**Short exercise:** Give the data below again exactly as written, without its pictures.

**Dataset content:**
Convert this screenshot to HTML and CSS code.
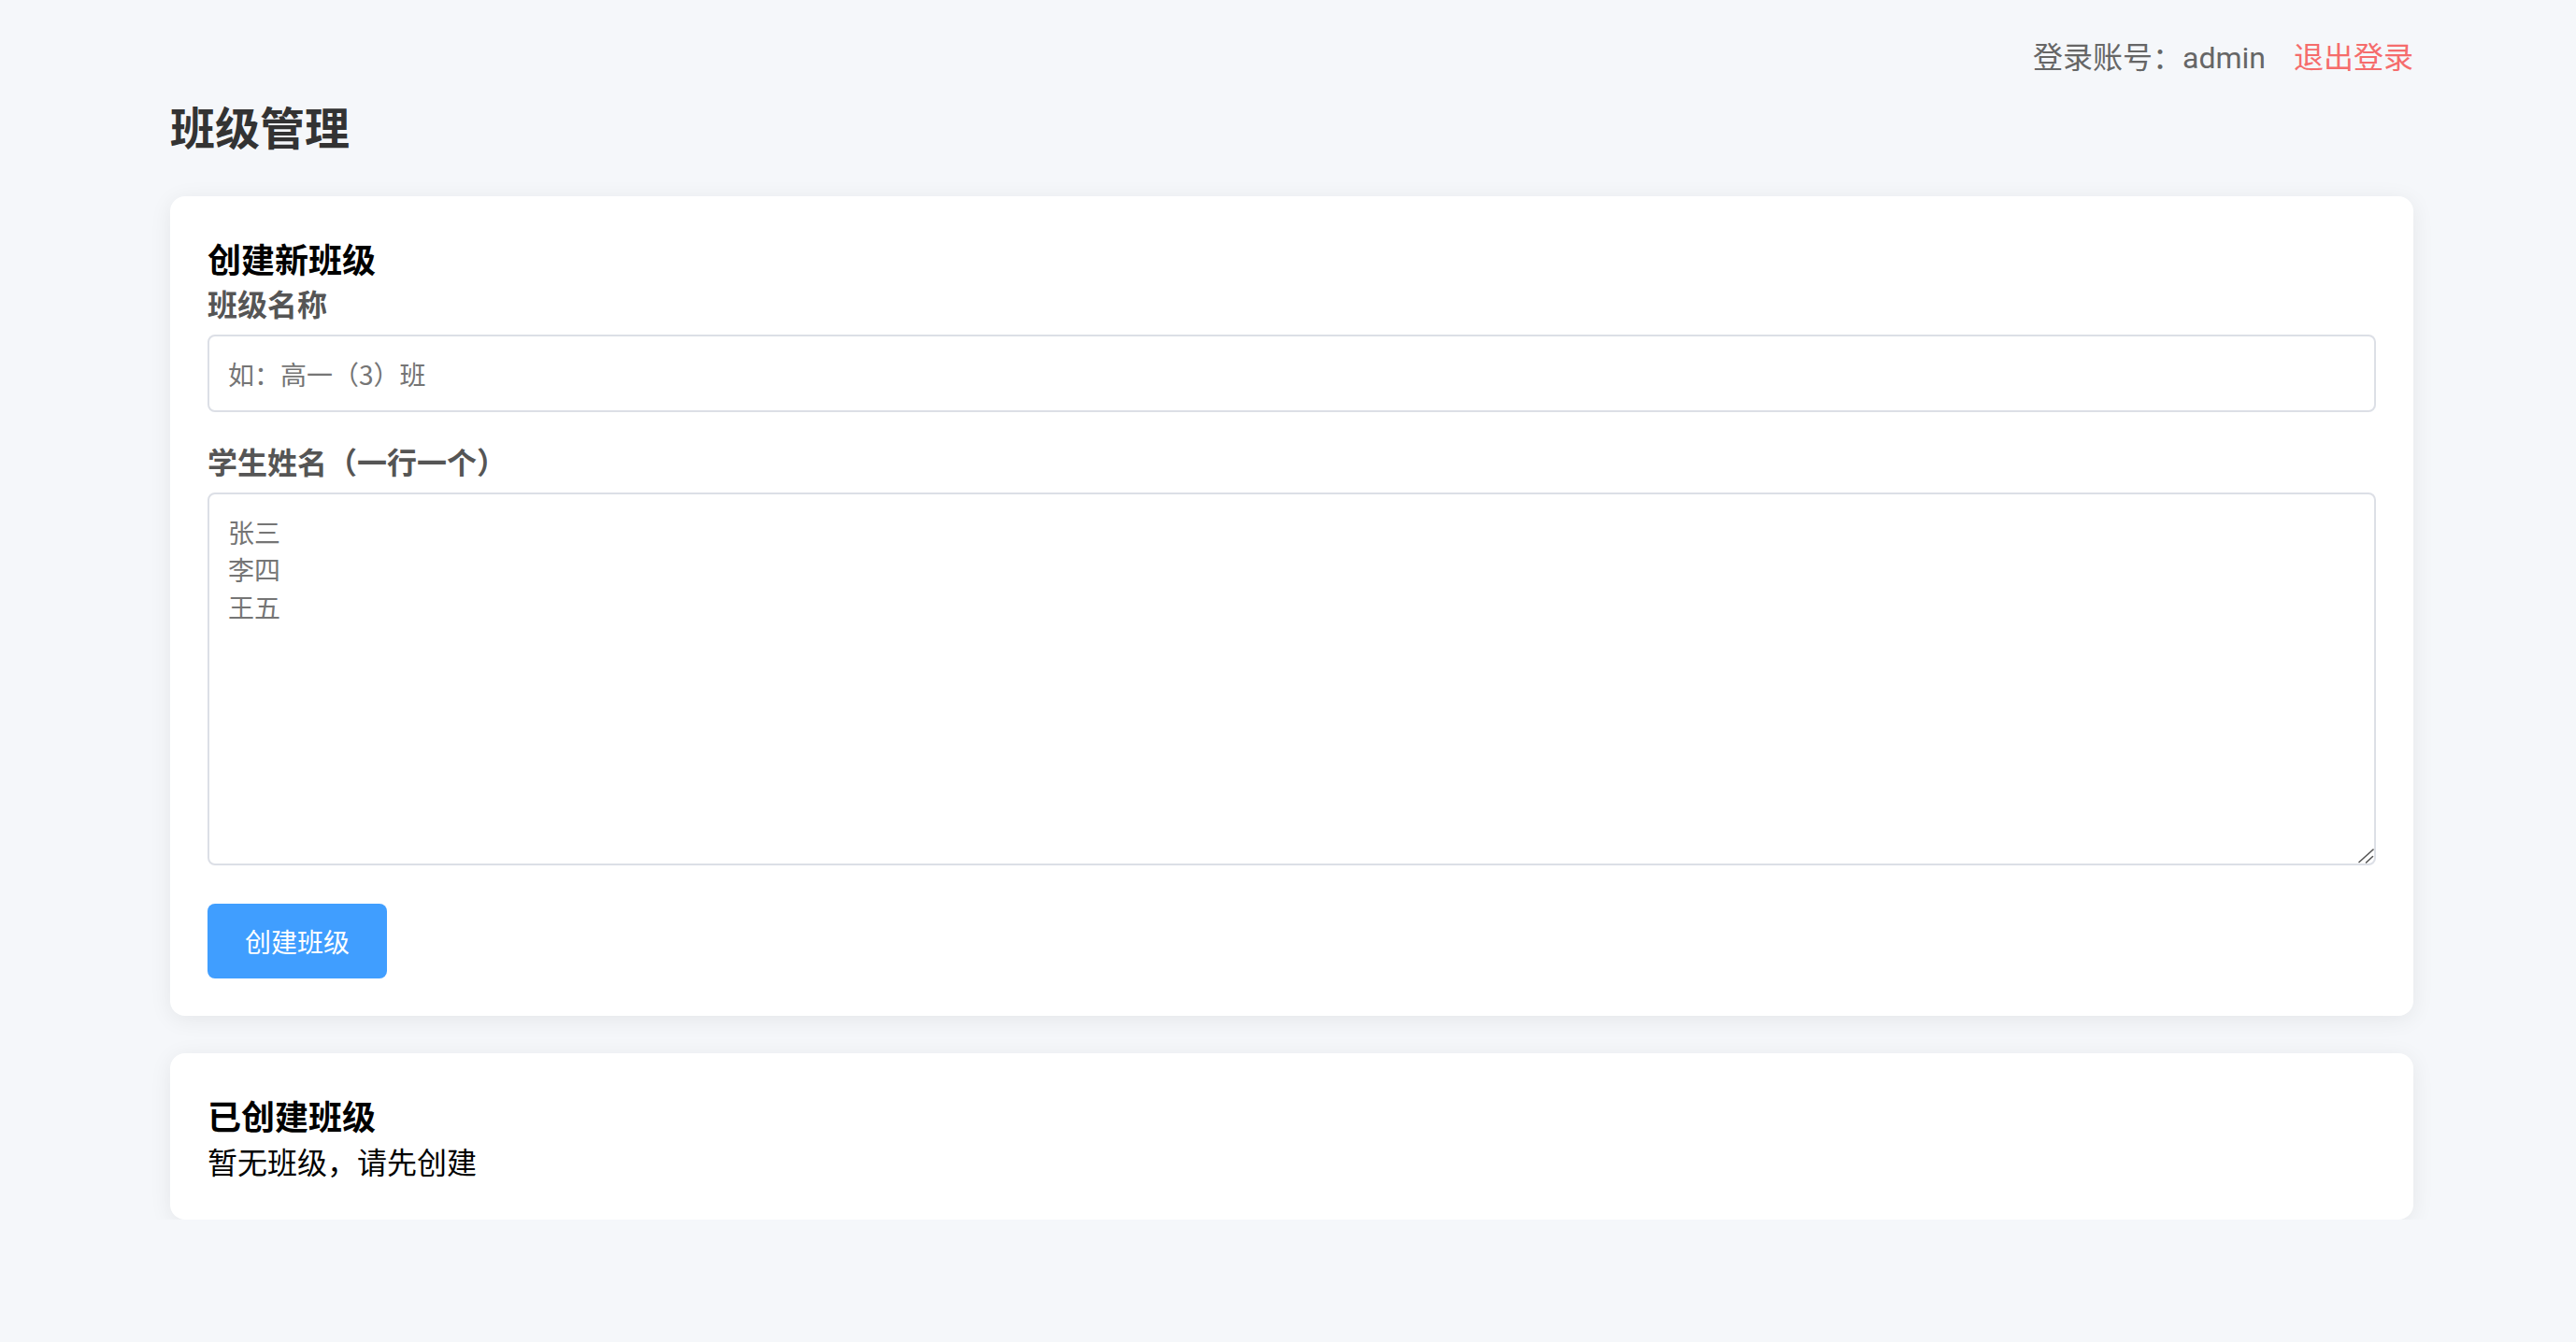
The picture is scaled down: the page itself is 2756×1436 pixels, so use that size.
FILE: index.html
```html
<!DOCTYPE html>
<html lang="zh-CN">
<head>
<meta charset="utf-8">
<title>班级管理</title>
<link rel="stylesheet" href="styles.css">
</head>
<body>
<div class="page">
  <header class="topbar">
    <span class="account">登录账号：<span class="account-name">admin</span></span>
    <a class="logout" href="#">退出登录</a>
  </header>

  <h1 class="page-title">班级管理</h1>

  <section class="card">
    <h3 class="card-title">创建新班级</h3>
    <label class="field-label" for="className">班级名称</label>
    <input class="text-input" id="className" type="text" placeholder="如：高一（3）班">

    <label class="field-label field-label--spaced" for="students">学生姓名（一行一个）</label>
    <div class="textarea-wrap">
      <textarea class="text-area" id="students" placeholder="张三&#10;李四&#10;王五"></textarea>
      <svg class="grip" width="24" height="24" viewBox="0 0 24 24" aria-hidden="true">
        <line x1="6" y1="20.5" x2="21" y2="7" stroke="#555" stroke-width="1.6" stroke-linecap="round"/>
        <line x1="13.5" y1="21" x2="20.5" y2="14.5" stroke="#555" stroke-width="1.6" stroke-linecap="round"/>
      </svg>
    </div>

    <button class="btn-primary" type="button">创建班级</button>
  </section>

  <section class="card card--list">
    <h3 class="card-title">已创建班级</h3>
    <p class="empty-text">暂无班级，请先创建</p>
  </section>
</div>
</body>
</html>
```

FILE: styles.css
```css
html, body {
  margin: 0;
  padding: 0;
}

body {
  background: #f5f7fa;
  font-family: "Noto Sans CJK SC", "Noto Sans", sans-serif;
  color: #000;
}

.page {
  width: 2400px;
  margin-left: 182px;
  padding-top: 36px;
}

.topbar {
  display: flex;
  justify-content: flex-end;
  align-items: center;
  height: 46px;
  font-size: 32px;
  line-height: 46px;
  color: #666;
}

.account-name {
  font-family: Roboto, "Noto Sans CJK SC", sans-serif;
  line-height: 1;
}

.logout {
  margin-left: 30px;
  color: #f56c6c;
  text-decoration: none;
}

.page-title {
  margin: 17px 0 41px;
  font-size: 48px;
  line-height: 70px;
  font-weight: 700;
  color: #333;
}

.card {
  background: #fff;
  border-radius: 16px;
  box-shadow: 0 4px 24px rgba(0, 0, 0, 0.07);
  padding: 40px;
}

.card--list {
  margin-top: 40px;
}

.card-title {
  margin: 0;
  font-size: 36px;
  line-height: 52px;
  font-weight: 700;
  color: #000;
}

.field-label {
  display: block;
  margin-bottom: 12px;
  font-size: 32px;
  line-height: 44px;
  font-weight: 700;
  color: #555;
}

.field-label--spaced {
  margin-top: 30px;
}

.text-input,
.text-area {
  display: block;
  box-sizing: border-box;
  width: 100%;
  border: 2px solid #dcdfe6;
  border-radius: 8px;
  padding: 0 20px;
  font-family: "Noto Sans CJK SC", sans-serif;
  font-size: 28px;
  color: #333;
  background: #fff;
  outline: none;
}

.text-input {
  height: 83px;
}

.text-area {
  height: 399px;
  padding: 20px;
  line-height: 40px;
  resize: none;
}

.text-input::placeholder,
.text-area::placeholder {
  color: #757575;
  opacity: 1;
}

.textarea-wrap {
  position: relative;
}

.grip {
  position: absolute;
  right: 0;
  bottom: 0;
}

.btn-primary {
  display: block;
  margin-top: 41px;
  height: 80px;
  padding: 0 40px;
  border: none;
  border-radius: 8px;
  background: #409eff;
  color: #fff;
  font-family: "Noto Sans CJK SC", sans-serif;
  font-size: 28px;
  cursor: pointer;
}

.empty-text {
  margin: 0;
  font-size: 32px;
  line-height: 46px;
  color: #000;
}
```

**Right answer:**
Convert this screenshot to HTML and CSS code.
The picture is scaled down: the page itself is 2756×1436 pixels, so use that size.
FILE: index.html
```html
<!DOCTYPE html>
<html lang="zh-CN">
<head>
<meta charset="utf-8">
<title>班级管理</title>
<link rel="stylesheet" href="styles.css">
</head>
<body>
<div class="page">
  <header class="topbar">
    <span class="account">登录账号：<span class="account-name">admin</span></span>
    <a class="logout" href="#">退出登录</a>
  </header>

  <h1 class="page-title">班级管理</h1>

  <section class="card">
    <h3 class="card-title">创建新班级</h3>
    <label class="field-label" for="className">班级名称</label>
    <input class="text-input" id="className" type="text" placeholder="如：高一（3）班">

    <label class="field-label field-label--spaced" for="students">学生姓名（一行一个）</label>
    <div class="textarea-wrap">
      <textarea class="text-area" id="students" placeholder="张三&#10;李四&#10;王五"></textarea>
      <svg class="grip" width="24" height="24" viewBox="0 0 24 24" aria-hidden="true">
        <line x1="6" y1="20.5" x2="21" y2="7" stroke="#555" stroke-width="1.6" stroke-linecap="round"/>
        <line x1="13.5" y1="21" x2="20.5" y2="14.5" stroke="#555" stroke-width="1.6" stroke-linecap="round"/>
      </svg>
    </div>

    <button class="btn-primary" type="button">创建班级</button>
  </section>

  <section class="card card--list">
    <h3 class="card-title">已创建班级</h3>
    <p class="empty-text">暂无班级，请先创建</p>
  </section>
</div>
</body>
</html>
```

FILE: styles.css
```css
html, body {
  margin: 0;
  padding: 0;
}

body {
  background: #f5f7fa;
  font-family: "Noto Sans CJK SC", "Noto Sans", sans-serif;
  color: #000;
}

.page {
  width: 2400px;
  margin-left: 182px;
  padding-top: 36px;
}

.topbar {
  display: flex;
  justify-content: flex-end;
  align-items: center;
  height: 46px;
  font-size: 32px;
  line-height: 46px;
  color: #666;
}

.account-name {
  font-family: Roboto, "Noto Sans CJK SC", sans-serif;
  line-height: 1;
}

.logout {
  margin-left: 30px;
  color: #f56c6c;
  text-decoration: none;
}

.page-title {
  margin: 17px 0 41px;
  font-size: 48px;
  line-height: 70px;
  font-weight: 700;
  color: #333;
}

.card {
  background: #fff;
  border-radius: 16px;
  box-shadow: 0 4px 24px rgba(0, 0, 0, 0.07);
  padding: 40px;
}

.card--list {
  margin-top: 40px;
}

.card-title {
  margin: 0;
  font-size: 36px;
  line-height: 52px;
  font-weight: 700;
  color: #000;
}

.field-label {
  display: block;
  margin-bottom: 12px;
  font-size: 32px;
  line-height: 44px;
  font-weight: 700;
  color: #555;
}

.field-label--spaced {
  margin-top: 30px;
}

.text-input,
.text-area {
  display: block;
  box-sizing: border-box;
  width: 100%;
  border: 2px solid #dcdfe6;
  border-radius: 8px;
  padding: 0 20px;
  font-family: "Noto Sans CJK SC", sans-serif;
  font-size: 28px;
  color: #333;
  background: #fff;
  outline: none;
}

.text-input {
  height: 83px;
}

.text-area {
  height: 399px;
  padding: 20px;
  line-height: 40px;
  resize: none;
}

.text-input::placeholder,
.text-area::placeholder {
  color: #757575;
  opacity: 1;
}

.textarea-wrap {
  position: relative;
}

.grip {
  position: absolute;
  right: 0;
  bottom: 0;
}

.btn-primary {
  display: block;
  margin-top: 41px;
  height: 80px;
  padding: 0 40px;
  border: none;
  border-radius: 8px;
  background: #409eff;
  color: #fff;
  font-family: "Noto Sans CJK SC", sans-serif;
  font-size: 28px;
  cursor: pointer;
}

.empty-text {
  margin: 0;
  font-size: 32px;
  line-height: 46px;
  color: #000;
}
```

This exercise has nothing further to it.